Duruşmada Çanakkale Barosu Başkanı Av. Hande Keskin, Tekirdağ Barosu Başkanı Av. Egemen Gürcün, Antalya Barosu Başkan yardımcısı Av. Mehmet Fettahoğlu, Bursa Barosu Başkan yardımcısı Av. Aslı Evke Yetkin ve İnsan Hakları Merkezi Başkanı Av. Kemal Özgür Yetkin, Ankara Barosu Yönetim Kurulu Üyesi Av. Zeynep Tepegöz ve TODAM üyesi Av. Abdullah İkbal Aslantaş, İzmir Barosu Yönetim Kurulu Üyesi Av. Şefika Yıldırım Sert, İstanbul Barosu Yönetim Kurulu üyeleri Av. Bahar Ünlüer Öztürk ve Av. Hüseyin Köprülü ve İstanbul Barosu Avukat Hakları Merkezi üyeleri ile hukuk örgütleri hazır bulundu. 

TBB Başkan Yardımcısı Av.
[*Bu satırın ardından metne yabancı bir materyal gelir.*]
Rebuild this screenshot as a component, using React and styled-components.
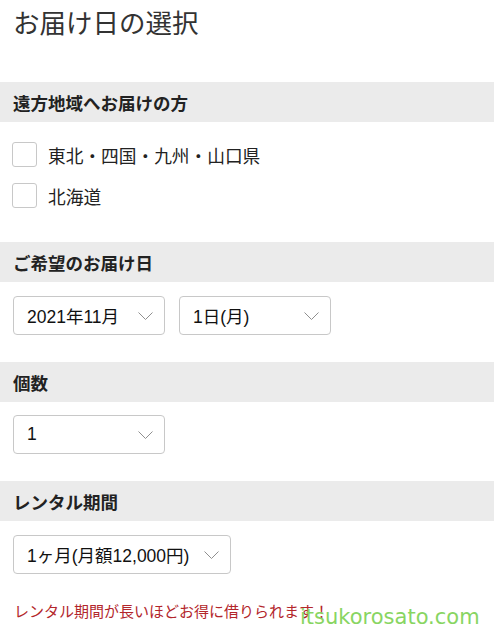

Gürkan Altun, mahkeme çıkışında yaptığı değerendirmede, verilen kararın sanığın eylemiyle orantılı olmadığını, bu kapsamda gerek bireysel gerekse toplumsal bakımdan caydırıcılık unsuru taşımadığını, aksine suç işleme eğiliminde olanları cesaretlendirici nitelikte bulunduğunu söyleyerek, "Cezasızlık algısı yaratacak bu tür uygulamalara karşı mücadele etmeye ve meslektaşlarımızın yanında olmaya devam edeceğiz" dedi. 

"VİCDANLARDA KABUL GÖRMEDİ"

İstanbul Barosu'ndan yapılan açıklamada; "Polisin uyguladığı şiddetin avukat meslektaşımıza verdiği zararın büyüklüğü karşısında polise verilen cezanın düşüklüğü ve hükmün açıklanmasının geri bırakılması polisin hukuka aykırı fillerine uzun yıllardır uygulanan cezasızlık politikasının devamının yeni bir örneği olarak vicdanlarda kabul görmemektedir.

Polis şiddetinin her gün  artarak devam ettiği ülkemizde verilen bu hükmün polis üzerinde hiçbir caydırıcılığı olmayacağı açıktır.

Bu davadaki tek olumlu şeyin avukatlara yönelik şiddete karşı 7 yılı aşkın süredir kesintisiz süren meslektaş dayanışması olduğunun bilinciyle İstanbul Barosu Avukat Hakları Merkezi’nin her zaman  meslektaşlarıyla dayanışma içinde olmaya devam edeceğini  kamuoyuna duyururuz." denildi.